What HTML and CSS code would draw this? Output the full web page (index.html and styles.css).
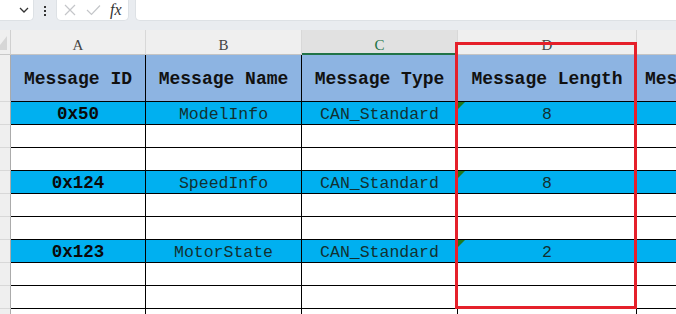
FILE: index.html
```html
<!DOCTYPE html>
<html>
<head>
<meta charset="utf-8">
<link rel="stylesheet" href="styles.css">
</head>
<body>
<div class="page">
  <div class="toolbar">
    <div class="box box-name">
      <svg class="chev" width="10" height="6" viewBox="0 0 10 6"><polyline points="1,1 5,5 9,1" fill="none" stroke="#333" stroke-width="1.3"/></svg>
    </div>
    <div class="dots"><span></span><span></span><span></span></div>
    <div class="box box-btns">
      <svg width="12" height="12" viewBox="0 0 12 12"><path d="M1 1L11 11M11 1L1 11" stroke="#c4c6c9" stroke-width="1.2" fill="none"/></svg>
      <svg width="15" height="12" viewBox="0 0 15 12"><path d="M1 6L5.5 10.5L14 1.5" stroke="#c4c6c9" stroke-width="1.2" fill="none"/></svg>
      <span class="fx">fx</span>
    </div>
    <div class="box box-formula"></div>
  </div>

  <div class="sheet">
    <div class="grid">
      <!-- column headers -->
      <div class="corner"></div>
      <div class="colh">A</div>
      <div class="colh">B</div>
      <div class="colh sel">C</div>
      <div class="colh">D</div>
      <div class="colh last"></div>

      <!-- header row -->
      <div class="rowh"></div>
      <div class="hd">Message ID</div>
      <div class="hd">Message Name</div>
      <div class="hd">Message Type</div>
      <div class="hd">Message Length</div>
      <div class="hd e">Message Cycle</div>

      <!-- 0x50 -->
      <div class="rowh"></div>
      <div class="c blue id">0x50</div>
      <div class="c blue">ModelInfo</div>
      <div class="c blue">CAN_Standard</div>
      <div class="c blue flag">8</div>
      <div class="c blue e"></div>

      <div class="rowh"></div><div class="c"></div><div class="c"></div><div class="c"></div><div class="c"></div><div class="c e"></div>
      <div class="rowh"></div><div class="c"></div><div class="c"></div><div class="c"></div><div class="c"></div><div class="c e"></div>

      <!-- 0x124 -->
      <div class="rowh"></div>
      <div class="c blue id">0x124</div>
      <div class="c blue">SpeedInfo</div>
      <div class="c blue">CAN_Standard</div>
      <div class="c blue flag">8</div>
      <div class="c blue e"></div>

      <div class="rowh"></div><div class="c"></div><div class="c"></div><div class="c"></div><div class="c"></div><div class="c e"></div>
      <div class="rowh"></div><div class="c"></div><div class="c"></div><div class="c"></div><div class="c"></div><div class="c e"></div>

      <!-- 0x123 -->
      <div class="rowh"></div>
      <div class="c blue id">0x123</div>
      <div class="c blue">MotorState</div>
      <div class="c blue">CAN_Standard</div>
      <div class="c blue flag">2</div>
      <div class="c blue e"></div>

      <div class="rowh"></div><div class="c"></div><div class="c"></div><div class="c"></div><div class="c"></div><div class="c e"></div>
      <div class="rowh"></div><div class="c"></div><div class="c"></div><div class="c"></div><div class="c"></div><div class="c e"></div>
      <div class="rowh"></div><div class="c"></div><div class="c"></div><div class="c"></div><div class="c"></div><div class="c e"></div>
    </div>
    <div class="highlight"></div>
  </div>
</div>
</body>
</html>
```

FILE: styles.css
```css
html, body {
  margin: 0;
  padding: 0;
  background: #ffffff;
}
.page {
  width: 676px;
  height: 314px;
  overflow: hidden;
  font-family: "Liberation Mono", monospace;
}

/* toolbar */
.toolbar {
  height: 30px;
  background: #e9ecf0;
  display: flex;
  align-items: flex-start;
  box-sizing: border-box;
}
.box {
  height: 21px;
  background: #ffffff;
  box-sizing: border-box;
  border: 1px solid #dde1e5;
  border-top: none;
  display: flex;
  align-items: center;
}
.box-name {
  width: 34px;
  border-left: none;
  border-radius: 0 0 5px 0;
  justify-content: flex-end;
  padding-right: 4px;
}
.dots {
  width: 22px;
  height: 21px;
  display: flex;
  flex-direction: column;
  align-items: center;
  justify-content: center;
  gap: 2px;
}
.dots span {
  width: 2px;
  height: 2px;
  background: #333;
}
.box-btns {
  width: 73px;
  border-radius: 0 0 5px 5px;
  padding-left: 7px;
  gap: 10px;
}
.fx {
  font-family: "Liberation Serif", serif;
  font-style: italic;
  font-size: 16px;
  color: #333;
  margin-left: -1px;
}
.box-formula {
  flex: 1;
  margin-left: 6px;
  border-right: none;
  border-radius: 0 0 0 5px;
}

/* sheet */
.sheet {
  position: relative;
}
.grid {
  display: grid;
  grid-template-columns: 11px 135px 156px 156px 179px 1fr;
  grid-template-rows: 25px 47px repeat(10, 23px);
}
.grid > div {
  box-sizing: border-box;
  border-right: 1px solid #000;
  border-bottom: 1px solid #000;
  display: flex;
  align-items: center;
  justify-content: center;
  white-space: nowrap;
  overflow: hidden;
  position: relative;
}
.grid > .corner {
  background: #efefef;
  border-right: 1px solid #d0d0d0;
  border-bottom: 1px solid #c8c8c8;
}
.corner::after {
  content: "";
  position: absolute;
  right: 3px;
  bottom: 4px;
  border-left: 11px solid transparent;
  border-bottom: 14px solid #d6d6d6;
}
.grid > .colh {
  background: #efefef;
  border-right: 1px solid #d8d8d8;
  border-bottom: 1px solid #c4c4c4;
  font-family: "Liberation Serif", serif;
  font-size: 15px;
  color: #444;
  padding-top: 6px;
}
.grid > .colh.sel {
  background: #e1e1e1;
  color: #217346;
  border-bottom: 2px solid #217346;
  padding-top: 7px;
}
.grid > .colh.last {
  border-right: none;
}
.grid > .rowh {
  background: #efefef;
  border-right: 1px solid #ababab;
  border-bottom: 1px solid #d8d8d8;
}
.grid > .hd {
  background: #8db4e2;
  font-weight: bold;
  font-size: 18px;
  color: #111;
  padding-top: 2px;
}
.grid > .hd.e {
  justify-content: flex-start;
  padding-left: 8px;
}
.grid > .c {
  background: #ffffff;
  font-size: 16.5px;
  color: #123030;
  padding-top: 2px;
}
.grid > .c.blue {
  background: #00b0f0;
}
.grid > .c.id {
  font-weight: bold;
  font-size: 17.5px;
  color: #0a0a0a;
}
.grid > .e {
  border-right: none;
}
.flag::before {
  content: "";
  position: absolute;
  left: 0;
  top: 0;
  border-top: 7px solid #1f7a1f;
  border-right: 7px solid transparent;
}

/* red annotation box */
.highlight {
  position: absolute;
  left: 455px;
  top: 12px;
  width: 182px;
  height: 267px;
  border: 3px solid #e5202a;
  box-sizing: border-box;
}
```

(Directive): Copy the listing exactly. Any image in it stays out of the copy.

(Exercise answer):
What HTML and CSS code would draw this? Output the full web page (index.html and styles.css).
FILE: index.html
```html
<!DOCTYPE html>
<html>
<head>
<meta charset="utf-8">
<link rel="stylesheet" href="styles.css">
</head>
<body>
<div class="page">
  <div class="toolbar">
    <div class="box box-name">
      <svg class="chev" width="10" height="6" viewBox="0 0 10 6"><polyline points="1,1 5,5 9,1" fill="none" stroke="#333" stroke-width="1.3"/></svg>
    </div>
    <div class="dots"><span></span><span></span><span></span></div>
    <div class="box box-btns">
      <svg width="12" height="12" viewBox="0 0 12 12"><path d="M1 1L11 11M11 1L1 11" stroke="#c4c6c9" stroke-width="1.2" fill="none"/></svg>
      <svg width="15" height="12" viewBox="0 0 15 12"><path d="M1 6L5.5 10.5L14 1.5" stroke="#c4c6c9" stroke-width="1.2" fill="none"/></svg>
      <span class="fx">fx</span>
    </div>
    <div class="box box-formula"></div>
  </div>

  <div class="sheet">
    <div class="grid">
      <!-- column headers -->
      <div class="corner"></div>
      <div class="colh">A</div>
      <div class="colh">B</div>
      <div class="colh sel">C</div>
      <div class="colh">D</div>
      <div class="colh last"></div>

      <!-- header row -->
      <div class="rowh"></div>
      <div class="hd">Message ID</div>
      <div class="hd">Message Name</div>
      <div class="hd">Message Type</div>
      <div class="hd">Message Length</div>
      <div class="hd e">Message Cycle</div>

      <!-- 0x50 -->
      <div class="rowh"></div>
      <div class="c blue id">0x50</div>
      <div class="c blue">ModelInfo</div>
      <div class="c blue">CAN_Standard</div>
      <div class="c blue flag">8</div>
      <div class="c blue e"></div>

      <div class="rowh"></div><div class="c"></div><div class="c"></div><div class="c"></div><div class="c"></div><div class="c e"></div>
      <div class="rowh"></div><div class="c"></div><div class="c"></div><div class="c"></div><div class="c"></div><div class="c e"></div>

      <!-- 0x124 -->
      <div class="rowh"></div>
      <div class="c blue id">0x124</div>
      <div class="c blue">SpeedInfo</div>
      <div class="c blue">CAN_Standard</div>
      <div class="c blue flag">8</div>
      <div class="c blue e"></div>

      <div class="rowh"></div><div class="c"></div><div class="c"></div><div class="c"></div><div class="c"></div><div class="c e"></div>
      <div class="rowh"></div><div class="c"></div><div class="c"></div><div class="c"></div><div class="c"></div><div class="c e"></div>

      <!-- 0x123 -->
      <div class="rowh"></div>
      <div class="c blue id">0x123</div>
      <div class="c blue">MotorState</div>
      <div class="c blue">CAN_Standard</div>
      <div class="c blue flag">2</div>
      <div class="c blue e"></div>

      <div class="rowh"></div><div class="c"></div><div class="c"></div><div class="c"></div><div class="c"></div><div class="c e"></div>
      <div class="rowh"></div><div class="c"></div><div class="c"></div><div class="c"></div><div class="c"></div><div class="c e"></div>
      <div class="rowh"></div><div class="c"></div><div class="c"></div><div class="c"></div><div class="c"></div><div class="c e"></div>
    </div>
    <div class="highlight"></div>
  </div>
</div>
</body>
</html>
```

FILE: styles.css
```css
html, body {
  margin: 0;
  padding: 0;
  background: #ffffff;
}
.page {
  width: 676px;
  height: 314px;
  overflow: hidden;
  font-family: "Liberation Mono", monospace;
}

/* toolbar */
.toolbar {
  height: 30px;
  background: #e9ecf0;
  display: flex;
  align-items: flex-start;
  box-sizing: border-box;
}
.box {
  height: 21px;
  background: #ffffff;
  box-sizing: border-box;
  border: 1px solid #dde1e5;
  border-top: none;
  display: flex;
  align-items: center;
}
.box-name {
  width: 34px;
  border-left: none;
  border-radius: 0 0 5px 0;
  justify-content: flex-end;
  padding-right: 4px;
}
.dots {
  width: 22px;
  height: 21px;
  display: flex;
  flex-direction: column;
  align-items: center;
  justify-content: center;
  gap: 2px;
}
.dots span {
  width: 2px;
  height: 2px;
  background: #333;
}
.box-btns {
  width: 73px;
  border-radius: 0 0 5px 5px;
  padding-left: 7px;
  gap: 10px;
}
.fx {
  font-family: "Liberation Serif", serif;
  font-style: italic;
  font-size: 16px;
  color: #333;
  margin-left: -1px;
}
.box-formula {
  flex: 1;
  margin-left: 6px;
  border-right: none;
  border-radius: 0 0 0 5px;
}

/* sheet */
.sheet {
  position: relative;
}
.grid {
  display: grid;
  grid-template-columns: 11px 135px 156px 156px 179px 1fr;
  grid-template-rows: 25px 47px repeat(10, 23px);
}
.grid > div {
  box-sizing: border-box;
  border-right: 1px solid #000;
  border-bottom: 1px solid #000;
  display: flex;
  align-items: center;
  justify-content: center;
  white-space: nowrap;
  overflow: hidden;
  position: relative;
}
.grid > .corner {
  background: #efefef;
  border-right: 1px solid #d0d0d0;
  border-bottom: 1px solid #c8c8c8;
}
.corner::after {
  content: "";
  position: absolute;
  right: 3px;
  bottom: 4px;
  border-left: 11px solid transparent;
  border-bottom: 14px solid #d6d6d6;
}
.grid > .colh {
  background: #efefef;
  border-right: 1px solid #d8d8d8;
  border-bottom: 1px solid #c4c4c4;
  font-family: "Liberation Serif", serif;
  font-size: 15px;
  color: #444;
  padding-top: 6px;
}
.grid > .colh.sel {
  background: #e1e1e1;
  color: #217346;
  border-bottom: 2px solid #217346;
  padding-top: 7px;
}
.grid > .colh.last {
  border-right: none;
}
.grid > .rowh {
  background: #efefef;
  border-right: 1px solid #ababab;
  border-bottom: 1px solid #d8d8d8;
}
.grid > .hd {
  background: #8db4e2;
  font-weight: bold;
  font-size: 18px;
  color: #111;
  padding-top: 2px;
}
.grid > .hd.e {
  justify-content: flex-start;
  padding-left: 8px;
}
.grid > .c {
  background: #ffffff;
  font-size: 16.5px;
  color: #123030;
  padding-top: 2px;
}
.grid > .c.blue {
  background: #00b0f0;
}
.grid > .c.id {
  font-weight: bold;
  font-size: 17.5px;
  color: #0a0a0a;
}
.grid > .e {
  border-right: none;
}
.flag::before {
  content: "";
  position: absolute;
  left: 0;
  top: 0;
  border-top: 7px solid #1f7a1f;
  border-right: 7px solid transparent;
}

/* red annotation box */
.highlight {
  position: absolute;
  left: 455px;
  top: 12px;
  width: 182px;
  height: 267px;
  border: 3px solid #e5202a;
  box-sizing: border-box;
}
```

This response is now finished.